--- INFORMATION SUPPLIED ---
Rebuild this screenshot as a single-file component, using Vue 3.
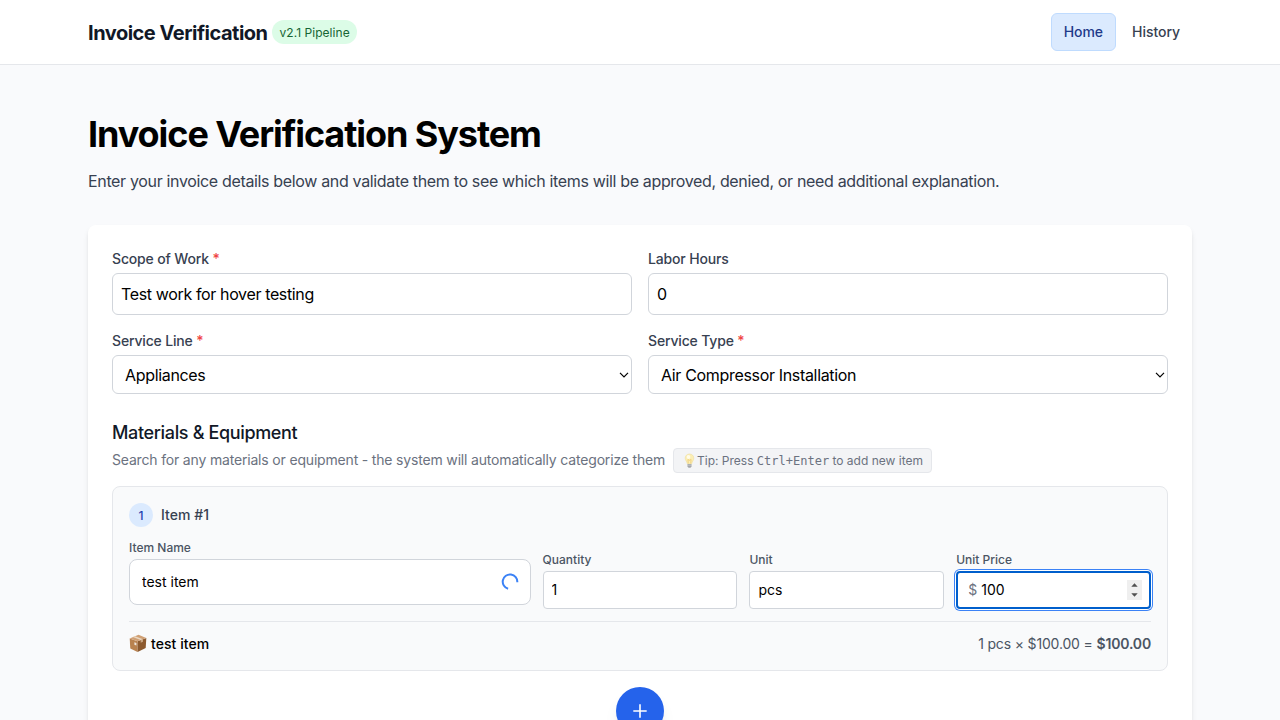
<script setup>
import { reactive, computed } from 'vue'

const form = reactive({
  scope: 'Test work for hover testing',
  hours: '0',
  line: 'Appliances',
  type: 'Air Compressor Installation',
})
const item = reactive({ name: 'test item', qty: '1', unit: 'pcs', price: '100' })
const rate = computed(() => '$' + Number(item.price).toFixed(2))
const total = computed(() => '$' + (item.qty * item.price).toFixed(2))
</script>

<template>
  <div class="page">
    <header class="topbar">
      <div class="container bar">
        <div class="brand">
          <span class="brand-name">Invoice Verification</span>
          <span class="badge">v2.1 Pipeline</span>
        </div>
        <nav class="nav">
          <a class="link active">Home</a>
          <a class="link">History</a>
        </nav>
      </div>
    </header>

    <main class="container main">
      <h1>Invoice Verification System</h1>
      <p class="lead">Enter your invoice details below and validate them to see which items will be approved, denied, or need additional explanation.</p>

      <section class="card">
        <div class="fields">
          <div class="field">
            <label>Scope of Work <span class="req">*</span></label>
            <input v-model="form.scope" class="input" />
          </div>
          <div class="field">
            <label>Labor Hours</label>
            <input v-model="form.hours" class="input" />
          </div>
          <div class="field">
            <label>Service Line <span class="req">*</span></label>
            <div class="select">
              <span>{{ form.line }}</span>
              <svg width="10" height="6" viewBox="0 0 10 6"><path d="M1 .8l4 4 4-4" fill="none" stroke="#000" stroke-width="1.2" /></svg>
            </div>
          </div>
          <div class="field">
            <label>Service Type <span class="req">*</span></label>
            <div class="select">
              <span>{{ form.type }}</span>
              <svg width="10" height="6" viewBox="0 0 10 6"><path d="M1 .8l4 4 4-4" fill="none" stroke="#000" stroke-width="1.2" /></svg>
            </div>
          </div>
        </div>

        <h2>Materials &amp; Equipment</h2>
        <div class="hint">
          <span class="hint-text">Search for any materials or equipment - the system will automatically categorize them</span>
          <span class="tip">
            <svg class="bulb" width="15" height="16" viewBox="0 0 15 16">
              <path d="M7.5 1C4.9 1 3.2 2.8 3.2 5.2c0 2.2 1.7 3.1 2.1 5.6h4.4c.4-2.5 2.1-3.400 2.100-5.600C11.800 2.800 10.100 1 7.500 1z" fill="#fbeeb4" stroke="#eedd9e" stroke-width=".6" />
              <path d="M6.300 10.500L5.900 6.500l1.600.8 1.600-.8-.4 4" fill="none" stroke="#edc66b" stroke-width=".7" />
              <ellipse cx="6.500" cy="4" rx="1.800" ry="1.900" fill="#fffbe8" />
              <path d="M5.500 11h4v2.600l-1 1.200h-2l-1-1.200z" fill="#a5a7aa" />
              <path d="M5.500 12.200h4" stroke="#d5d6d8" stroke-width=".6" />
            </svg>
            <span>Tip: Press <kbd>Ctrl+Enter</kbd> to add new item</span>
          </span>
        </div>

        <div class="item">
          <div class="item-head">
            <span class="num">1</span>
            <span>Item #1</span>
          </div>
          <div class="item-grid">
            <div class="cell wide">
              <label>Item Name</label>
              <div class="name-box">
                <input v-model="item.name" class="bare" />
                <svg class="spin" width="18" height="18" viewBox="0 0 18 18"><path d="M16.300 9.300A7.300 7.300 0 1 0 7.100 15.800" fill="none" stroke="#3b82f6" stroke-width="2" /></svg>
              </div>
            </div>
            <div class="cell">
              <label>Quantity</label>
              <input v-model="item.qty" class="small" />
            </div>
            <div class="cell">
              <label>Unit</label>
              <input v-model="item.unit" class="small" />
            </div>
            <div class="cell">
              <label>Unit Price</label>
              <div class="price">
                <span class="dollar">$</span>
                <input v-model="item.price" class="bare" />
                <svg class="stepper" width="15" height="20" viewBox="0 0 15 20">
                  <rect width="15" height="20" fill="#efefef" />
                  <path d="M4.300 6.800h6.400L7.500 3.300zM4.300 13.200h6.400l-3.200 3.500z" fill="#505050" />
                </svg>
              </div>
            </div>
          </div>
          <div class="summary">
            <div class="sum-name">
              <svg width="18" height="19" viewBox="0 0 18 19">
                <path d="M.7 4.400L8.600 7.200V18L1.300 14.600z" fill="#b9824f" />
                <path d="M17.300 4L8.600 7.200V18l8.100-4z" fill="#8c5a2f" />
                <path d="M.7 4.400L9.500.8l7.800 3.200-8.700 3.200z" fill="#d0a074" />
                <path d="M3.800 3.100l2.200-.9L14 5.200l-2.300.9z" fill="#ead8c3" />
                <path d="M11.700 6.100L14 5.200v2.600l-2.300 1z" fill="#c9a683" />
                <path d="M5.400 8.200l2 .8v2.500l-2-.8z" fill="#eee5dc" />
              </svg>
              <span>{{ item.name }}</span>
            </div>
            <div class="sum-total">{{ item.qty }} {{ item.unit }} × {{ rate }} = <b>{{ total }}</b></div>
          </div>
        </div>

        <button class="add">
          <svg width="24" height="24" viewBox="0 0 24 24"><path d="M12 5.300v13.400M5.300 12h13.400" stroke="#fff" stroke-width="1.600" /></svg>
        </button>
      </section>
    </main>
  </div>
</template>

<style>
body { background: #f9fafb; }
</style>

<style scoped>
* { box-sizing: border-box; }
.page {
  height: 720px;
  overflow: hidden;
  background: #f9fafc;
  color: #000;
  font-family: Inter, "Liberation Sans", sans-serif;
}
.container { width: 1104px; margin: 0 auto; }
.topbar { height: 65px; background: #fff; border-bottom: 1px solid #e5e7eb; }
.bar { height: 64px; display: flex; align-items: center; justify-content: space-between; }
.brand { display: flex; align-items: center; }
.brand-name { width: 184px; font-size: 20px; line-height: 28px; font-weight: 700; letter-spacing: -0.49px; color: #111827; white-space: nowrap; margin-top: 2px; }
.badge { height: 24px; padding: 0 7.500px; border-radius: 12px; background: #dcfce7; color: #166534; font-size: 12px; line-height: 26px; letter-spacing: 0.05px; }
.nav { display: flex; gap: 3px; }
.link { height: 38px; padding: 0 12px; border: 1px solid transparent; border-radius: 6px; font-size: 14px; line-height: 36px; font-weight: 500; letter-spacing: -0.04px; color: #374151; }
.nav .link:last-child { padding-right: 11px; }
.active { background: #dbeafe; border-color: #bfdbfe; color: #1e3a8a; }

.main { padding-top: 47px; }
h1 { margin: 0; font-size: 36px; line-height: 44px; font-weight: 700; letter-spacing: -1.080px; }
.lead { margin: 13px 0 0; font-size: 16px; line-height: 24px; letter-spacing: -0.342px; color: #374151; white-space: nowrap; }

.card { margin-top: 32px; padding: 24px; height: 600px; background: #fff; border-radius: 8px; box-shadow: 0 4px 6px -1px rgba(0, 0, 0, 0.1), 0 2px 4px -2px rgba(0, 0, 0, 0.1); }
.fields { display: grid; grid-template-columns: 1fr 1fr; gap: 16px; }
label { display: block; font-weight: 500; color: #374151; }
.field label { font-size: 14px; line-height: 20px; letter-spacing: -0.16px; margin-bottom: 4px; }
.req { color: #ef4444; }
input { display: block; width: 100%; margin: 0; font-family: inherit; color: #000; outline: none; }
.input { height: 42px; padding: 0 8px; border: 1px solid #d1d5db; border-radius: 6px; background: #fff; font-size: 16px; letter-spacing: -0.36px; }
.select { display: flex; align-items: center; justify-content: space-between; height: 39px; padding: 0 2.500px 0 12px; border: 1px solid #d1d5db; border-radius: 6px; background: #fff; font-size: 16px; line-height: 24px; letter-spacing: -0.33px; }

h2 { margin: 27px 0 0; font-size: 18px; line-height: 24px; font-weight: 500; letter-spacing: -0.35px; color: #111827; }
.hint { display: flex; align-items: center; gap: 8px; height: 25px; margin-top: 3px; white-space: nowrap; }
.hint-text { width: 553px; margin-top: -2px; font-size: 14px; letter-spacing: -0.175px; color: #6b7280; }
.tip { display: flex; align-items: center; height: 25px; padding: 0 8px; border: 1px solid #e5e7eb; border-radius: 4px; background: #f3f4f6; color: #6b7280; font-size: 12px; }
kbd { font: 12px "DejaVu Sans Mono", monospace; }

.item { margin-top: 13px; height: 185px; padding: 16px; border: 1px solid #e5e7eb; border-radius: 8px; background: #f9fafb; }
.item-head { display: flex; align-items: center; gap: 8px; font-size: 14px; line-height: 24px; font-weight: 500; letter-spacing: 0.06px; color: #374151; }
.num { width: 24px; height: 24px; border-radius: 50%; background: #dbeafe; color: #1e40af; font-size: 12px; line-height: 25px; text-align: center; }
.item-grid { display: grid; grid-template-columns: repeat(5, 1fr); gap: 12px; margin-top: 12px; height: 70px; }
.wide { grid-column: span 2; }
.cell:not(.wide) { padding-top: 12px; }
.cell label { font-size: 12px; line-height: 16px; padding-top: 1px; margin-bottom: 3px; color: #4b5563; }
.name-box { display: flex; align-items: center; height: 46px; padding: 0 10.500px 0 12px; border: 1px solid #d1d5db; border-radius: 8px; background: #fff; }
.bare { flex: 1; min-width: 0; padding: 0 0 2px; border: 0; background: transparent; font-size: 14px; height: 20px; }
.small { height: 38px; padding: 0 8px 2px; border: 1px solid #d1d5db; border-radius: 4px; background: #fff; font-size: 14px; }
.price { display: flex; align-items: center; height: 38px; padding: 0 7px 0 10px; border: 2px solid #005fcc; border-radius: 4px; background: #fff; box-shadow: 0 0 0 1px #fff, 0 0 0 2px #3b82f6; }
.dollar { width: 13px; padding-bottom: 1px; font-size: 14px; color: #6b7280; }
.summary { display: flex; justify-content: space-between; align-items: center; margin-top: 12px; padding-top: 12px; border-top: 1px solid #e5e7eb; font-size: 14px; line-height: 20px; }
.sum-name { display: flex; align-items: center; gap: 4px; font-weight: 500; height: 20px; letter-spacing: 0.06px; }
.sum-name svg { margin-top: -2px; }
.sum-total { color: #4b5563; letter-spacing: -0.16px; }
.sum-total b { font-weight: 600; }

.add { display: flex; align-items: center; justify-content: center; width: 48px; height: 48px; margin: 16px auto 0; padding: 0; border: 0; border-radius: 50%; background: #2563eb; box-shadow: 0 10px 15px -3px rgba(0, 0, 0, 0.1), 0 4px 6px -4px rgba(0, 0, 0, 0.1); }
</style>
---
— EXERCISE INSTRUCTIONS —
Without any pictures, reproduce the lines from the first one in the material through the line that has "need additional explanation.</p>", exactly as they appear.

— RESULT OF THE EXERCISE —
Rebuild this screenshot as a single-file component, using Vue 3.
<script setup>
import { reactive, computed } from 'vue'

const form = reactive({
  scope: 'Test work for hover testing',
  hours: '0',
  line: 'Appliances',
  type: 'Air Compressor Installation',
})
const item = reactive({ name: 'test item', qty: '1', unit: 'pcs', price: '100' })
const rate = computed(() => '$' + Number(item.price).toFixed(2))
const total = computed(() => '$' + (item.qty * item.price).toFixed(2))
</script>

<template>
  <div class="page">
    <header class="topbar">
      <div class="container bar">
        <div class="brand">
          <span class="brand-name">Invoice Verification</span>
          <span class="badge">v2.1 Pipeline</span>
        </div>
        <nav class="nav">
          <a class="link active">Home</a>
          <a class="link">History</a>
        </nav>
      </div>
    </header>

    <main class="container main">
      <h1>Invoice Verification System</h1>
      <p class="lead">Enter your invoice details below and validate them to see which items will be approved, denied, or need additional explanation.</p>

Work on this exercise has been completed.